Benedykt XVI: Nie mogłem się sprzeciwiać Duchowi

KAI

publikacja 22.04.2005 19:19

Benedykt XVI to człowiek wielkiej modlitwy i wielkiej pracy - powiedział KAI ks. Krzysztof Nykiel, łódzki kapłan, od 2002 roku pracujący w Kongregacji Doktryny Wiary.

20 kwietnia uczestniczył on w spotkaniu najbliższych współpracowników dykasterii z papieżem Benedyktem XVI.

- Nikt się nie spodziewał, że takie spotkanie nastąpi aż tak szybko - mówi KAI ks. Nykiel. Wspomina, że jeszcze w sobotę kardynał Joseph Ratzinger spotkał się z pracownikami swojego departamentu.

- Przeprosił, że nie będzie mógł zbyt dużo mówić, ale obiecał, że poprosi następnego Ojca Świętego, kiedy już zostanie wybrany, żeby pozwolił mu jeszcze na krótko wrócić do pracy i należycie się z nami pożegnać - opowiada ks.

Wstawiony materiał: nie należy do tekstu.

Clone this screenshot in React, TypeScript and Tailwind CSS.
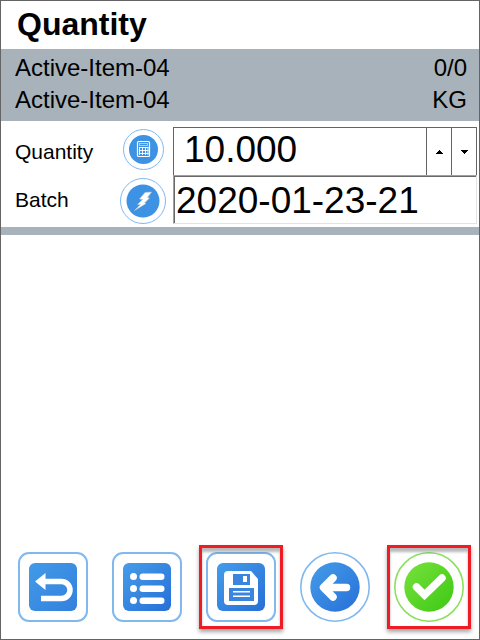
import { useState } from "react";
import type { ReactNode } from "react";

function CalculatorIcon() {
  return (
    <svg viewBox="0 0 41 41" className="size-[41px]" aria-hidden="true">
      <circle cx="20.5" cy="20.5" r="20" fill="#fff" stroke="#7fb8f0" />
      <circle cx="20.5" cy="20.5" r="14.5" fill="#3e92e4" />
      <rect x="14.5" y="12.5" width="12" height="15" rx="1" fill="none" stroke="#fff" strokeWidth="1.2" />
      <rect x="16.500" y="14.500" width="8" height="2" fill="none" stroke="#c3ddf7" strokeWidth="0.8" />
      <path d="M16 18.500h9.500M16 21.500h9.500M16 24.500h9.500M16.500 18v8M19.500 18v8M22.500 18v8M25 18v8" stroke="#fff" strokeWidth="0.9" />
    </svg>
  );
}

function BoltIcon() {
  return (
    <svg viewBox="0 0 46 46" className="size-[46px]" aria-hidden="true">
      <circle cx="23" cy="23" r="22.5" fill="#fff" stroke="#7fb8f0" />
      <circle cx="23" cy="23" r="16.5" fill="#3e92e4" />
      <path
        d="M25 14.500 31.500 14 27.500 19.500 29.500 20 24.500 25 26 25.500 14.500 32.500 20.500 26.500 17.500 26.500 22.500 21.500 19.500 21Z"
        fill="#fff"
        stroke="#c3c9cf"
        strokeWidth="0.6"
      />
    </svg>
  );
}

function Gradients() {
  return (
    <svg className="absolute size-0" aria-hidden="true">
      <defs>
        <linearGradient id="blue" x1="0" y1="0" x2="1" y2="1">
          <stop offset="0" stopColor="#459de9" />
          <stop offset="1" stopColor="#276fd8" />
        </linearGradient>
        <linearGradient id="softBlue" x1="0" y1="0" x2="1" y2="1">
          <stop offset="0" stopColor="#429ae8" />
          <stop offset="1" stopColor="#3380dd" />
        </linearGradient>
        <linearGradient id="green" x1="0" y1="0" x2="1" y2="1">
          <stop offset="0" stopColor="#78e23c" />
          <stop offset="1" stopColor="#3cc814" />
        </linearGradient>
      </defs>
    </svg>
  );
}

function Tile({ fill = "url(#blue)", children }: { fill?: string; children: ReactNode }) {
  return (
    <svg viewBox="0 0 70 70" className="size-[70px]" aria-hidden="true">
      <rect x="1" y="1" width="68" height="68" rx="10" fill="#fff" stroke="#81b9ef" strokeWidth="2" />
      <rect x="11" y="11" width="48" height="48" rx="6" fill={fill} />
      {children}
    </svg>
  );
}

function Disc({ fill, ring, children }: { fill: string; ring: string; children: ReactNode }) {
  return (
    <svg viewBox="0 0 70 70" className="size-[70px]" aria-hidden="true">
      <circle cx="35" cy="35" r="34.2" fill="#fff" stroke={ring} strokeWidth="1.6" />
      <circle cx="35" cy="35" r="24.7" fill={fill} />
      {children}
    </svg>
  );
}

function ActionButton({ label, marked = false, children }: { label: string; marked?: boolean; children: ReactNode }) {
  return (
    <button type="button" aria-label={label} className="relative size-[70px]">
      {children}
      {marked && (
        <span className="pointer-events-none absolute -inset-[7px] border-3 border-[#ee1c25] shadow-[0_3px_4px_rgba(0,0,0,0.35),inset_0_4px_3px_rgba(0,0,0,0.28)]" />
      )}
    </button>
  );
}

export default function App() {
  const [quantity, setQuantity] = useState("10.000");
  const [batch, setBatch] = useState("2020-01-23-21");
  const step = (by: number) => setQuantity((q) => ((parseFloat(q) || 0) + by).toFixed(3));

  return (
    <main className="flex min-h-screen flex-col border border-[#646464] bg-white font-['Liberation_Sans',Arial,sans-serif] text-black">
      <Gradients />
      <h1 className="pt-[5px] pb-[7px] pl-4 text-[32px] leading-9 font-bold">Quantity</h1>

      <section className="bg-[#a8b2ba] pt-[3px] pr-3 pb-[5px] pl-[14px] text-2xl leading-8">
        <div className="flex justify-between">
          <span>Active-Item-04</span>
          <span>0/0</span>
        </div>
        <div className="flex justify-between">
          <span>Active-Item-04</span>
          <span>KG</span>
        </div>
      </section>

      <form className="border-b-8 border-[#a8b2ba] pt-[6px] pr-[2px] pb-[3px]" onSubmit={(e) => e.preventDefault()}>
        <div className="flex h-12">
          <div className="flex w-[172px] shrink-0 items-center justify-between pr-[7px] pl-[14px]">
            <label htmlFor="quantity" className="pt-0.5 text-[21px] leading-6">Quantity</label>
            <button type="button" aria-label="Calculator" className="flex w-[46px] justify-center pb-1">
              <CalculatorIcon />
            </button>
          </div>
          <div className="flex min-w-0 flex-1 border border-b-0 border-[#646464]">
            <input
              id="quantity"
              inputMode="decimal"
              value={quantity}
              onChange={(e) => setQuantity(e.target.value)}
              className="min-w-0 flex-1 pb-1 pl-[10px] text-[37px] leading-10 outline-none"
            />
            <button type="button" aria-label="Increase" onClick={() => step(1)} className="flex w-[25px] items-center justify-center border-l border-[#646464]">
              <svg viewBox="0 0 7 4" className="h-1 w-[7px]" shapeRendering="crispEdges" aria-hidden="true"><path d="M3 0h1v1h1v1h1v1h1v1H0V3h1V2h1V1h1z" /></svg>
            </button>
            <button type="button" aria-label="Decrease" onClick={() => step(-1)} className="flex w-[25px] items-center justify-center border-l border-[#646464]">
              <svg viewBox="0 0 7 4" className="h-1 w-[7px]" shapeRendering="crispEdges" aria-hidden="true"><path d="M0 0h7v1H6v1H5v1H4v1H3V3H2V2H1V1H0z" /></svg>
            </button>
          </div>
        </div>
        <div className="flex h-[49px]">
          <div className="flex w-[172px] shrink-0 items-center justify-between pr-[7px] pl-[14px]">
            <label htmlFor="batch" className="text-[21px] leading-6">Batch</label>
            <button type="button" aria-label="Generate batch" className="pt-0.5">
              <BoltIcon />
            </button>
          </div>
          <div className="flex min-w-0 flex-1 border border-t-[#a0a0a0] border-r-[#e3e3e3] border-b-[#e3e3e3] border-l-[#a0a0a0]">
            <input
              id="batch"
              value={batch}
              onChange={(e) => setBatch(e.target.value)}
              className="min-w-0 flex-1 border-t border-l border-[#696969] pt-0.5 pl-px text-[37px] leading-10 outline-none"
            />
          </div>
        </div>
      </form>

      <footer className="mt-auto flex justify-between pt-4 pr-[15px] pb-[17px] pl-[17px]">
        <ActionButton label="Undo">
          <Tile fill="url(#softBlue)">
            <path d="M27 29.500H43.500a8.500 8.500 0 0 1 0 17H23" fill="none" stroke="#fff" strokeWidth="5.5" />
            <path d="M17 29.500 27.500 21V38Z" fill="#fff" />
          </Tile>
        </ActionButton>
        <ActionButton label="List">
          <Tile>
            <g fill="#fff">
              <circle cx="21.500" cy="24.500" r="3.500" />
              <circle cx="21.500" cy="36.500" r="3.500" />
              <circle cx="21.500" cy="48.500" r="3.500" />
              <rect x="27.500" y="21.500" width="25" height="6.500" rx="3.200" />
              <rect x="27.500" y="33.500" width="25" height="6.500" rx="3.200" />
              <rect x="27.500" y="45.500" width="25" height="6.500" rx="3.200" />
            </g>
          </Tile>
        </ActionButton>
        <ActionButton label="Save" marked>
          <Tile>
            <path d="M22 19H45L52 27V49a4 4 0 0 1-4 4H22a4 4 0 0 1-4-4V23a4 4 0 0 1 4-4Z" fill="#fff" />
            <path d="M27 22H44V33H27ZM23 36H48V49H23Z" fill="#3a86df" />
            <path d="M37 24h4v6h-4ZM27 39h17v1.500H27ZM27 43.500h17V45H27Z" fill="#fff" />
          </Tile>
        </ActionButton>
        <ActionButton label="Back">
          <Disc fill="url(#blue)" ring="#81b9ef">
            <path d="M46.500 35.500H25M33 26 23.500 35.500 33 45" fill="none" stroke="#fff" strokeWidth="7.500" strokeLinecap="round" strokeLinejoin="round" />
          </Disc>
        </ActionButton>
        <ActionButton label="Confirm" marked>
          <Disc fill="url(#green)" ring="#8be060">
            <path d="M22.500 35 30.500 43 48 26" fill="none" stroke="#fff" strokeWidth="7.500" strokeLinecap="round" strokeLinejoin="miter" />
          </Disc>
        </ActionButton>
      </footer>
    </main>
  );
}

Nykiel.

- Oczywiście bardzo chcieliśmy, żeby już jako papież Benedykt XVI nas odwiedził, ale nikt się nie spodziewał, że będzie chciał tak szybko do nas przyjechać - dodaje.

Benedykt XVI przyznał, że do dzisiaj nie jest w stanie uwierzyć, że kardynałowie zdecydowali się wybrać właśnie jego następcą świętego Piotra. - Skoro tak Duch Święty pokierował ich głosami, nie mogłem się tej woli sprzeciwić - przytacza słowa Ojca Świętego łódzki kapłan.

- Podczas tego spotkania nie mogło nie paść pytanie o to, dlaczego papież przybrał imię Benedykta XVI. I Ojciec Święty odparł, że zawsze był inspirowany duchem i mistycyzmem św. Benedykta i dlatego wybrał to imię. Poza tym był Benedykt XV - papież okresu I wojny światowej, który tak dużo zrobił dla pojednania Europy po zawierusze wojennej - opowiada ks. Nykiel.

Łódzki ksiądz przyznał, że modlitwa Benedykta XVI przy grobie Jana Pawła II odebrana została jako znak, że nowy papież był wiernym przyjacielem papieża-Polaka.

- Myślę, że właśnie w tym duchu Benedykt XVI kontynuować będzie pontyfikat - w trosce o człowieka, o jego zbawienie i jego duszę. Bo obecny papież to człowiek wielkiej modlitwy i wielkiej pracy. Człowiek, który zawsze uczył nas miłości do Kościoła i miłości do następcy świętego Piotra - mówi ks. Nykiel.